No, I have to replace the phase the phase wires. Nm they started taking apart. Have to open the motor and solder new ones on.

I have been doing a lot of testing with the efficiency of the tow device and these numbers just seem too low. How accurate are the readings of current and draw from the VESC 75/300? It just seems a device that’s basically a boat should be way more inefficient.

Finally got some time to do some testing of different props for the efoil. Currently I’m using a makeshift setup for the board and mast. The lines are currently run outside the mast and honestly at my low speed I haven’t noticed any noticeable vibration.

So today the goal was to test a 3D printed folding prop and the Flying Rodeo Prop.

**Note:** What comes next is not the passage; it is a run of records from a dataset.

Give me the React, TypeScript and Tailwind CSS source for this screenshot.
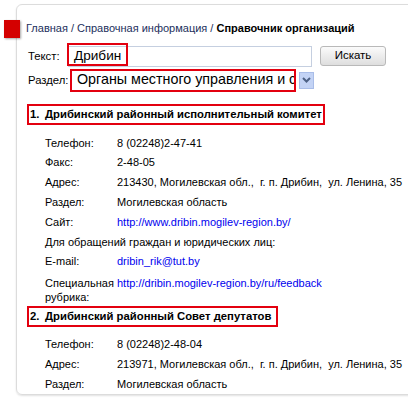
import React from 'react';

type Row = { label: string; value?: string; link?: boolean; full?: boolean };

const org1: Row[] = [
  { label: 'Телефон:', value: '8 (02248)2-47-41' },
  { label: 'Факс:', value: '2-48-05' },
  { label: 'Адрес:', value: '213430, Могилевская обл.,  г. п. Дрибин,  ул. Ленина, 35' },
  { label: 'Раздел:', value: 'Могилевская область' },
  { label: 'Сайт:', value: 'http://www.dribin.mogilev-region.by/', link: true },
  { label: 'Для обращений граждан и юридических лиц:', full: true },
  { label: 'E-mail:', value: 'dribin_rik@tut.by', link: true },
];

const org2: Row[] = [
  { label: 'Телефон:', value: '8 (02248)2-48-04' },
  { label: 'Адрес:', value: '213971, Могилевская обл.,  г. п. Дрибин,  ул. Ленина, 35' },
  { label: 'Раздел:', value: 'Могилевская область' },
];

function InfoRow({ row }: { row: Row }) {
  if (row.full) {
    return <div className="h-[19.8px] flex items-center pl-[28px] whitespace-pre">{row.label}</div>;
  }
  return (
    <div className="h-[19.8px] flex items-center">
      <div className="w-[100px] pl-[28px] shrink-0">{row.label}</div>
      <div className={`whitespace-pre ${row.link ? 'text-[#0000ee]' : ''}`}>{row.value}</div>
    </div>
  );
}

function Heading({ num, title, width }: { num: string; title: string; width: string }) {
  return (
    <div className={`ml-[10px] h-[21px] border-2 border-[#e3000f] flex items-center pl-[1px] font-bold text-[11.3px] whitespace-nowrap ${width}`}>
      <span className="w-[15px] shrink-0">{num}</span>
      <span>{title}</span>
    </div>
  );
}

export default function App() {
  return (
    <div className="w-[408px] h-[399px] bg-white overflow-hidden text-[11px] text-black" style={{ fontFamily: '"Liberation Sans", Arial, sans-serif' }}>
      <div className="pt-[4px] pl-[16px] relative">
        {/* red marker over the panel edge */}
        <div className="absolute left-[4px] top-[20px] w-[16px] h-[18px] bg-[#d40000] shadow-[1px_1px_2px_rgba(0,0,0,0.35)]" />
        <div className="h-[391px] w-[420px] border border-[#dcdcdc] rounded-[6px] shadow-[0_1px_2px_rgba(0,0,0,0.12)]">
          {/* breadcrumb */}
          <div className="pt-[15px] pl-[9px] h-[31px] leading-[16px] text-[#1c2f5c]">
            Главная / Справочная информация / <span className="font-bold text-black">Справочник организаций</span>
          </div>

          {/* search form */}
          <div className="pl-[11px] pt-[9px] text-[11.3px]">
            <div className="flex items-center h-[22px]">
              <span className="w-[40px]">Текст:</span>
              <div className="relative">
                <div className="w-[244px] h-[21px] border border-[#c5cfe0] bg-white flex items-center pl-[5px] text-[13.6px]">
                  Дрибин
                </div>
                <div className="absolute left-[-1px] top-[-3px] w-[61px] h-[23px] border-2 border-[#e3000f]" />
              </div>
              <button className="ml-[8px] w-[66px] h-[20px] rounded-[3px] border border-[#b9b9b9] bg-gradient-to-b from-[#fbfbfb] to-[#dedede] text-[11.5px]">
                Искать
              </button>
            </div>
            <div className="flex items-center h-[24px] mt-[1px]">
              <span className="w-[42px]">Раздел:</span>
              <div className="relative flex items-center">
                <div className="w-[226px] h-[23px] overflow-hidden whitespace-nowrap border-2 border-[#e3000f] flex items-center pl-[5px] text-[14.3px]">
                  Органы местного управления и самоуправления
                </div>
                <div className="ml-[3px] w-[15px] h-[17px] bg-[#c3d3f5] border border-[#a9bde8] flex items-center justify-center">
                  <svg width="9" height="6" viewBox="0 0 9 6">
                    <path d="M1 1 L4.5 4.5 L8 1" stroke="#4d6185" strokeWidth="2" fill="none" />
                  </svg>
                </div>
              </div>
            </div>
          </div>

          {/* results */}
          <div className="mt-[12px]">
            <Heading num="1." title="Дрибинский районный исполнительный комитет" width="w-[298px]" />
            <div className="mt-[8px]">
              {org1.map((r) => (
                <InfoRow key={r.label} row={r} />
              ))}
              <div className="flex pt-[4px] leading-[14px]">
                <div className="w-[100px] pl-[28px] shrink-0">
                  Специальная
                  <br />
                  рубрика:
                </div>
                <div className="text-[#0000ee]">http://dribin.mogilev-region.by/ru/feedback</div>
              </div>
            </div>
            <div className="mt-[2px]">
              <Heading num="2." title="Дрибинский районный Совет депутатов" width="w-[251px]" />
            </div>
            <div className="mt-[8px]">
              {org2.map((r) => (
                <InfoRow key={r.label} row={r} />
              ))}
            </div>
          </div>
        </div>
      </div>
    </div>
  );
}
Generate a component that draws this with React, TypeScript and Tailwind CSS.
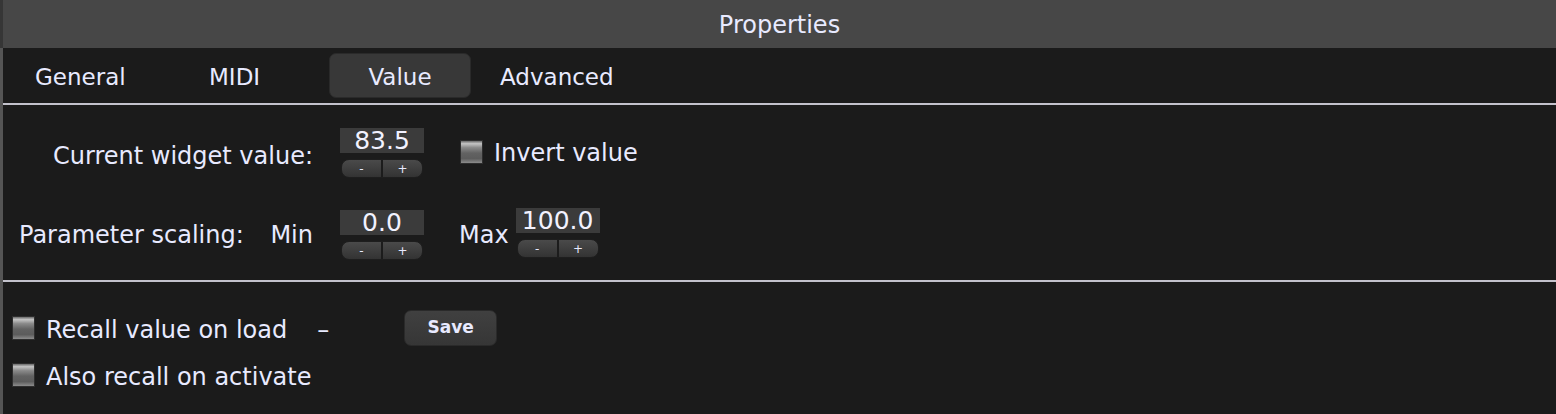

Unfortunately the Folding Prop Blew up during startup. The prior ones I printed lasted much longer so I was bummed it didn’t even last. I’ll have to change my printing parameters. The 3D prop was designed by one of the users here. I cant remember but it was in the Printed Folding Prop thread.

Equipment used was a 1010 Front WIng, 340 Stab, and a ultra short fuse. I think I’ll get a larger stab and a longer fuse. It was a bit touchy fore and aft.

The flying rodeo prop worked excellent and was extremely quiet on the water. Only noise was the whirring of the motor.

Only used 10A during this run. Also haven’t filled this VESC box with corrosion X yet so temps will be higher.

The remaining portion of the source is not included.